Circa 1996. A wee child of 5, I draped my mum’s maroon dupatta and in my own make-believe world, I was the showstopper of the most splendid fashion show ever. I could barely walk in this clumsily wrapped and pleated pretend saree. But this was my moment. It was the first time I wore a piece of clothing that belonged to my mother and it was like an open declaration of a toddler’s femininity. My mum gleamed with equal amounts of pride and amusement. And I had officially broken-in to the world of this graceful attire. 

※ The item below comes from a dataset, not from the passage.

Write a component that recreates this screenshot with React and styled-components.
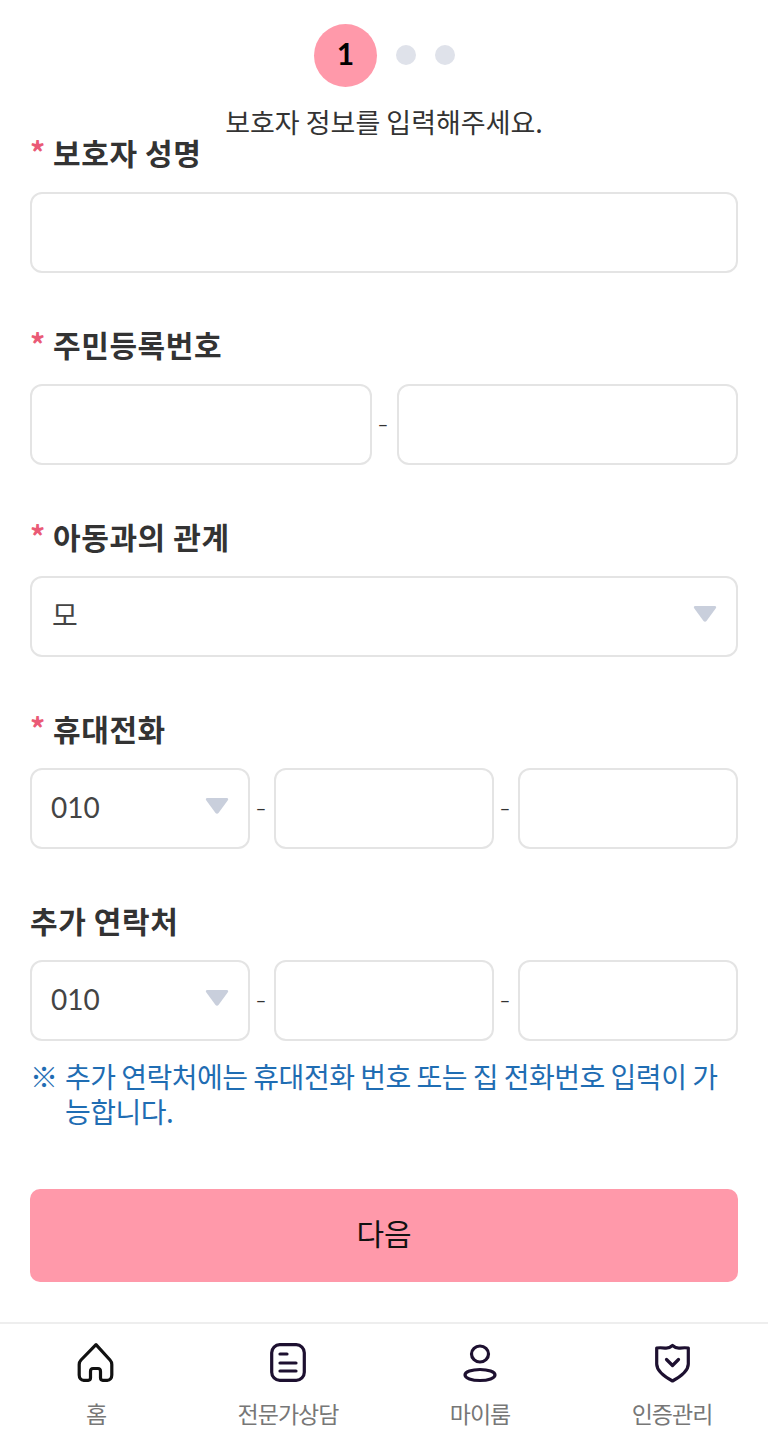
import React from 'react'
import styled, { createGlobalStyle } from 'styled-components'

const fontStack = `"Noto Sans CJK KR", "Noto Sans", sans-serif`

const GlobalStyle = createGlobalStyle`
  html, body {
    margin: 0;
    padding: 0;
    background: #fff;
    font-family: ${fontStack};
  }
  * {
    box-sizing: border-box;
  }
`

const Page = styled.div`
  width: 768px;
  height: 1440px;
  overflow: hidden;
  background: #fff;
`

const Stepper = styled.div`
  display: flex;
  align-items: center;
  justify-content: center;
  padding-top: 24px;
  padding-left: 1px;
  gap: 19px;
`

const ActiveStep = styled.div`
  width: 63px;
  height: 63px;
  padding-bottom: 5px;
  border-radius: 50%;
  background: #ff99aa;
  color: #000;
  display: flex;
  align-items: center;
  justify-content: center;
  font-family: Lato, sans-serif;
  font-size: 30px;
  font-weight: 700;
`

const StepDot = styled.div`
  width: 20px;
  height: 20px;
  margin-bottom: 1px;
  border-radius: 50%;
  background: #dfe2ea;
`

const Caption = styled.p`
  margin: 21px 0 0;
  text-align: center;
  font-size: 27px;
  line-height: 28px;
  color: #333;
`

const Form = styled.form`
  padding: 0 30px;
  display: flex;
  flex-direction: column;
  gap: 55px;
`

const Field = styled.div`
  display: flex;
  flex-direction: column;
  gap: 18px;
`

const Label = styled.label`
  display: flex;
  align-items: center;
  height: 38px;
  padding-bottom: 7px;
  font-size: 30px;
  font-weight: 700;
  letter-spacing: 0.6px;
  color: #333;
`

const Star = styled.span`
  width: 23px;
  margin-bottom: 2px;
  color: #ea5a76;
  font-size: 30px;
  font-weight: 700;
`

const Row = styled.div`
  display: grid;
  grid-template-columns: ${(p) => p.$columns};
  align-items: center;
`

const Input = styled.input`
  min-width: 0;
  width: 100%;
  height: 81px;
  padding: 0 20px;
  background: #fff;
  border: 2px solid #e4e4e4;
  border-radius: 12px;
  font-family: ${fontStack};
  font-size: 28px;
  color: #444;
  outline: none;
`

const Dash = styled.span`
  padding-bottom: 5px;
  padding-right: 2px;
  text-align: center;
  font-family: Lato, sans-serif;
  font-size: 32px;
  font-weight: 300;
  color: #333;
`

const SelectWrap = styled.div`
  position: relative;
  min-width: 0;
  height: 81px;
`

const SelectBox = styled.select`
  appearance: none;
  width: 100%;
  height: 100%;
  padding: 0 50px 4px ${(p) => p.$inset}px;
  background: #fff;
  border: 2px solid #e4e4e4;
  border-radius: 12px;
  font-family: Lato, ${fontStack};
  font-size: 28px;
  color: #444;
  outline: none;
`

const Arrow = styled.svg`
  position: absolute;
  top: 29px;
  right: 21px;
  width: 24px;
  height: 18px;
  pointer-events: none;
`

const Note = styled.div`
  display: flex;
  margin-top: -37px;
  color: #1f6db3;
  font-size: 28px;
  line-height: 35px;
  letter-spacing: -0.5px;
`

const NoteMark = styled.span`
  flex: none;
  width: 35px;
`

const NextButton = styled.button`
  display: block;
  width: 100%;
  height: 93px;
  margin-top: 5px;
  padding-bottom: 8px;
  border: 0;
  border-radius: 10px;
  background: #ff99aa;
  color: #111;
  font-family: ${fontStack};
  font-size: 30px;
`

const BottomNav = styled.nav`
  display: grid;
  grid-template-columns: repeat(4, 1fr);
  margin-top: 40px;
  height: 118px;
  padding-top: 19px;
  border-top: 2px solid #eeeeee;
  background: #fff;
`

const NavItem = styled.div`
  display: flex;
  flex-direction: column;
  align-items: center;
  gap: 9px;
  color: #777;
  font-size: 23px;
  line-height: 34px;
  letter-spacing: -1px;
`

const NavIcon = styled.svg`
  display: block;
  width: 44px;
  height: 44px;
  fill: none;
  stroke: ${(p) => p.$color};
  stroke-width: 3.2;
  stroke-linecap: round;
  stroke-linejoin: round;
`

const CaretIcon = () => (
  <Arrow viewBox="0 0 24 18">
    <path d="M2 1h20c1 0 1.500 1 1 2L13.500 16c-.8 1-2.200 1-3 0L1 3C.5 2 1 1 2 1z" fill="#c9cfdc" />
  </Arrow>
)

const PhoneRow = () => (
  <Row $columns="1fr 24px 1fr 24px 1fr">
    <SelectWrap>
      <SelectBox $inset={19} defaultValue="010">
        <option value="010">010</option>
        <option value="011">011</option>
        <option value="016">016</option>
      </SelectBox>
      <CaretIcon />
    </SelectWrap>
    <Dash>-</Dash>
    <Input type="tel" />
    <Dash>-</Dash>
    <Input type="tel" />
  </Row>
)

const navItems = [
  {
    label: '홈',
    color: '#111',
    icon: (
      <path d="M22 1.700 L7 17c-1.200 1.300-1.800 2.500-1.800 4.500V32c0 3 1.800 5.300 4.500 5.300h4.500c1.500 0 2.300-1 2.300-2.500v-6.300c0-2 1-3 2.500-3h5c1.500 0 2.500 1 2.500 3v6.300c0 1.500.8 2.500 2.300 2.500h4.500c2.700 0 4.500-2.300 4.500-5.300V21.500c0-2-.6-3.200-1.800-4.500z" />
    ),
  },
  {
    label: '전문가상담',
    color: '#1d1030',
    icon: (
      <>
        <rect x="5.700" y="1.700" width="32.600" height="35.600" rx="8" />
        <path d="M14 11h7M14 20h16M14 28h16" />
      </>
    ),
  },
  {
    label: '마이룸',
    color: '#1d1030',
    icon: (
      <>
        <ellipse cx="22" cy="11" rx="8.500" ry="8" />
        <ellipse cx="22" cy="32" rx="15" ry="5.500" />
      </>
    ),
  },
  {
    label: '인증관리',
    color: '#1d1030',
    icon: (
      <>
        <path d="M22.500 2.500c-2.500 2.200-4.500 3-7.500 2.600-2.800-.4-5-.6-8.300-.1V21c0 7 7.500 12.500 15.800 17 8.300-4.500 15.800-10 15.800-17V5c-3.300-.5-5.500-.3-8.300.1-3 .4-5-.4-7.500-2.600z" />
        <path d="M16.500 16.500l6 6 6-6" />
      </>
    ),
  },
]

const App = () => {
  return (
    <Page>
      <GlobalStyle />
      <Stepper>
        <ActiveStep>1</ActiveStep>
        <StepDot />
        <StepDot />
      </Stepper>
      <Caption>보호자 정보를 입력해주세요.</Caption>

      <Form onSubmit={(e) => e.preventDefault()}>
        <Field>
          <Label><Star>*</Star>보호자 성명</Label>
          <Input type="text" />
        </Field>

        <Field>
          <Label><Star>*</Star>주민등록번호</Label>
          <Row $columns="1fr 25px 1fr">
            <Input type="text" />
            <Dash>-</Dash>
            <Input type="password" />
          </Row>
        </Field>

        <Field>
          <Label><Star>*</Star>아동과의 관계</Label>
          <SelectWrap>
            <SelectBox $inset={20} defaultValue="mother">
              <option value="mother">모</option>
              <option value="father">부</option>
            </SelectBox>
            <CaretIcon />
          </SelectWrap>
        </Field>

        <Field>
          <Label><Star>*</Star>휴대전화</Label>
          <PhoneRow />
        </Field>

        <Field>
          <Label>추가 연락처</Label>
          <PhoneRow />
        </Field>

        <Note>
          <NoteMark>※</NoteMark>
          <span>추가 연락처에는 휴대전화 번호 또는 집 전화번호 입력이 가능합니다.</span>
        </Note>

        <NextButton type="submit">다음</NextButton>
      </Form>

      <BottomNav>
        {navItems.map((item) => (
          <NavItem key={item.label}>
            <NavIcon viewBox="0 0 44 44" $color={item.color}>{item.icon}</NavIcon>
            {item.label}
          </NavItem>
        ))}
      </BottomNav>
    </Page>
  )
}

export default App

Ever since I strutted about in this ‘elegant’ outfit, one of my biggest aspirations was to wear my mum’s saree and look half as beautiful as her.  

Her exclusive saree collection was the thing of dreams — picked up from every corner of the country owing to my army dad. And every time my mother wore one of them, she was an absolute vision. One I could only aspire to be in a distant dream. 

I still remember seeing my mum in a beautiful maroon lace saree. I was 9 or 10 and ready to go to bed while my parents were heading out to a formal dinner. I was certain that my mother must’ve looked the best at that party by miles. I was in awe of her at that moment, wondering if I could ever look even half as gorgeous as she did.  

It wasn’t until my 12th standard farewell, that I realised how these 9 yards of cloth would completely ruin me for everything else in my wardrobe forever. 

Ever since I realised we were supposed to wear sarees, my hunt for the prefect graduation outfit started and ended at my mum’s wardrobe. Opening her cupboard was like entering Narnia — but for gorgeous sarees instead of gorgeous landscapes. 

I sampled one saree after another thrown over my shoulder and after about 10-12, I was certainly spoilt for choice. I was utterly confused about what I was going to wear, until I chanced upon the one. It was an exquisite maroon lace saree that immediately took me back to the very moment my mother wore it for the first time. 

I gleamed with joy at the sight of this garment and I wanted nothing more than to try it on right then. 


Using a make-shift blouse made of a knotted t-shirt and a skirt turned into a petticoat, my mother draped the saree over me. It’s almost dizzying, draping a saree for the first time, trying to manoeuvre through the layers of fabric you’re floating in. But with your mum teaching you how it’s done, it’s one of the most treasured experiences ever. 

Once I was done, I was immediately transported to my toddler days when I would pretend my mum’s dupattas were my saree. I couldn’t stop admiring myself in the mirror, and at the same time, I wondered how my mum managed to look graceful as ever in an outfit I could barely move in. I zeroed in on this one, hoping I nurture some elegance until graduation day. 

While undraping the saree, my mum shared her own little tricks that would keep it in place and prevent me from tripping. She even shared the story of how it was a gift from my dad when he had received his promotion and spent his entire raise on the most expensive saree in the store. It was not only a pretty outfit, but it also had a part of them in it — a piece of my mum’s happiness and dad’s love.  

Remembering these days, I realised how wrong Sabyasaachi was when he said women should be ashamed of their lack of saree-draping skills. For if it weren’t for this lack of knowledge, we would’ve all been deprived of the fun and pleasure of our mothers helping us with it. From getting poked by safety pins to the five attempts at trying to perfect the ensemble, its the experience of my mum draping a saree on me that I will cherish the most. 

On my farewell day, I may not have been the best dressed. But for me, that was the best I had ever looked. 


From that day on, my mother’s saree collection was an extension of my own wardrobe.

No matter how many lehengas, dresses, or gowns I add to my wardrobe, my mother’s sarees will always be my go-to formal outfit of choice.

Inheriting my mother’s saree was more than just possessing an heirloom. It’s a culmination of all those memories of making sarees out of mum’s dupattas, wearing your first saree handpicked from her wardrobe, and hopefully, years later, the pleasure of passing the same on to our own daughters.